EXERCISE REQUIREMENTS
Show every line in the entries below where the word "React" appears.

[Interface markup and scripts]
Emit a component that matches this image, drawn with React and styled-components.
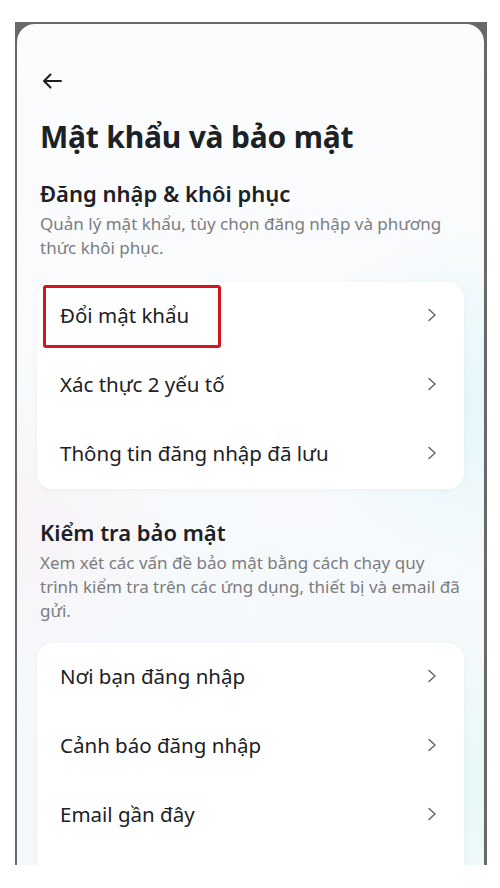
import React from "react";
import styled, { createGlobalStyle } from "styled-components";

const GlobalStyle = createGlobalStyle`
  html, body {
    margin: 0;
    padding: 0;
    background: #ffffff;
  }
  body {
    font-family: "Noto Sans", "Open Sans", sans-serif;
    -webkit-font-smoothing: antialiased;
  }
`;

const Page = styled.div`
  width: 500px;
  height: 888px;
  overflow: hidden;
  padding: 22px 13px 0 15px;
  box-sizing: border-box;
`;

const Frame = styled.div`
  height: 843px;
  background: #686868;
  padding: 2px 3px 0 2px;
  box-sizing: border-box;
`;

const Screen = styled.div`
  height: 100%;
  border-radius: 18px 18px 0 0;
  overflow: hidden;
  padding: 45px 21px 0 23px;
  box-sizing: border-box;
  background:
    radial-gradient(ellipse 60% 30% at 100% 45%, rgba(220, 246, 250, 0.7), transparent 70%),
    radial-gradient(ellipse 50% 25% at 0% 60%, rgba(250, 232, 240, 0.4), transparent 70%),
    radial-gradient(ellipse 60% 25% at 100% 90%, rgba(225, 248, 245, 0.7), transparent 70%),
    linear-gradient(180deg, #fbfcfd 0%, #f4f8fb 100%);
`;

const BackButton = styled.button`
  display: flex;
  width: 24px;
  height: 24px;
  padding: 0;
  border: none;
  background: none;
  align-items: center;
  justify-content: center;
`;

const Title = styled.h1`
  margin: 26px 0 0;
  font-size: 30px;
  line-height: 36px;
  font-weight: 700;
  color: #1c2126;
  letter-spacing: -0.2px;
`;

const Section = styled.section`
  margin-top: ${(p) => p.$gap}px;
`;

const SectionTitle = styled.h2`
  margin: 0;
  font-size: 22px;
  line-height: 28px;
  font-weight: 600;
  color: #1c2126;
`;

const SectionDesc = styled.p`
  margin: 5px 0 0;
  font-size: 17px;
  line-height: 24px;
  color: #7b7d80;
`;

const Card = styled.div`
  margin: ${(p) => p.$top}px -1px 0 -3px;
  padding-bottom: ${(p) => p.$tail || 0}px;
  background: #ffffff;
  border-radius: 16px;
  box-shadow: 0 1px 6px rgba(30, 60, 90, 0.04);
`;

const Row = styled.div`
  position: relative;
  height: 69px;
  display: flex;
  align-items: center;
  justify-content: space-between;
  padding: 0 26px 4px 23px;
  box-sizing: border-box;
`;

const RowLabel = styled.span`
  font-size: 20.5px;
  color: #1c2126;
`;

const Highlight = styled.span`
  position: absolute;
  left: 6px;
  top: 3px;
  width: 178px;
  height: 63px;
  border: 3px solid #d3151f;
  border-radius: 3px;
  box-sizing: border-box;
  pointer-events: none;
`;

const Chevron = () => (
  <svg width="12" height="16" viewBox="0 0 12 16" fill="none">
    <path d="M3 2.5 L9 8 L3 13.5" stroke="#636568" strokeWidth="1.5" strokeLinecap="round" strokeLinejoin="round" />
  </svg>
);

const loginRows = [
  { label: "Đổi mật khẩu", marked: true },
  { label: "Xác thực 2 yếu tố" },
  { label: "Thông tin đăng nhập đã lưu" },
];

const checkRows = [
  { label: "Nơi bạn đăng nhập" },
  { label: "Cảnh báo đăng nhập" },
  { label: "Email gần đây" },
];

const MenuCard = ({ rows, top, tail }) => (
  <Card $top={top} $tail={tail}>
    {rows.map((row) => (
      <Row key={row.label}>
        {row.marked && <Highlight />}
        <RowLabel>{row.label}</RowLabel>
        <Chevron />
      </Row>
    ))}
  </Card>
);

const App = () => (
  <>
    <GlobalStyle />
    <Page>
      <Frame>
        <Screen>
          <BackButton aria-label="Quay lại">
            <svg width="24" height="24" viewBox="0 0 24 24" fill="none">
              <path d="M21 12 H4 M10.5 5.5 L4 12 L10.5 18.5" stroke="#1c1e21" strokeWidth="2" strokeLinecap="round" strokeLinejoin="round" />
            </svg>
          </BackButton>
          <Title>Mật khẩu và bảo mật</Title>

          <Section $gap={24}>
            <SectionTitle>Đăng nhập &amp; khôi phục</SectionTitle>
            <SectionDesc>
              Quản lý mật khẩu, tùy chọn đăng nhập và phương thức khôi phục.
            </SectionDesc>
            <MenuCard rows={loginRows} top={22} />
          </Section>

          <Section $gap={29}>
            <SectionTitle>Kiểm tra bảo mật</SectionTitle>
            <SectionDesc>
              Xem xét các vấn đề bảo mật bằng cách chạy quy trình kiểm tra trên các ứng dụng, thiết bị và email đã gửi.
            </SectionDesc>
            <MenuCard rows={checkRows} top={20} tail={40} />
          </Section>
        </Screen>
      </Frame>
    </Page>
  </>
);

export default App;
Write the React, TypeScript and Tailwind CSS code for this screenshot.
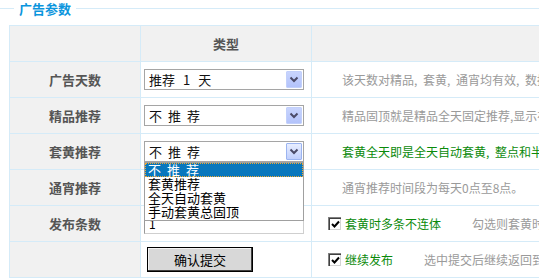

RESULT OF THE EXERCISE
Emit a component that matches this image, drawn with React and styled-components.
import React from "react";
Write the React, TypeScript and Tailwind CSS code for this screenshot.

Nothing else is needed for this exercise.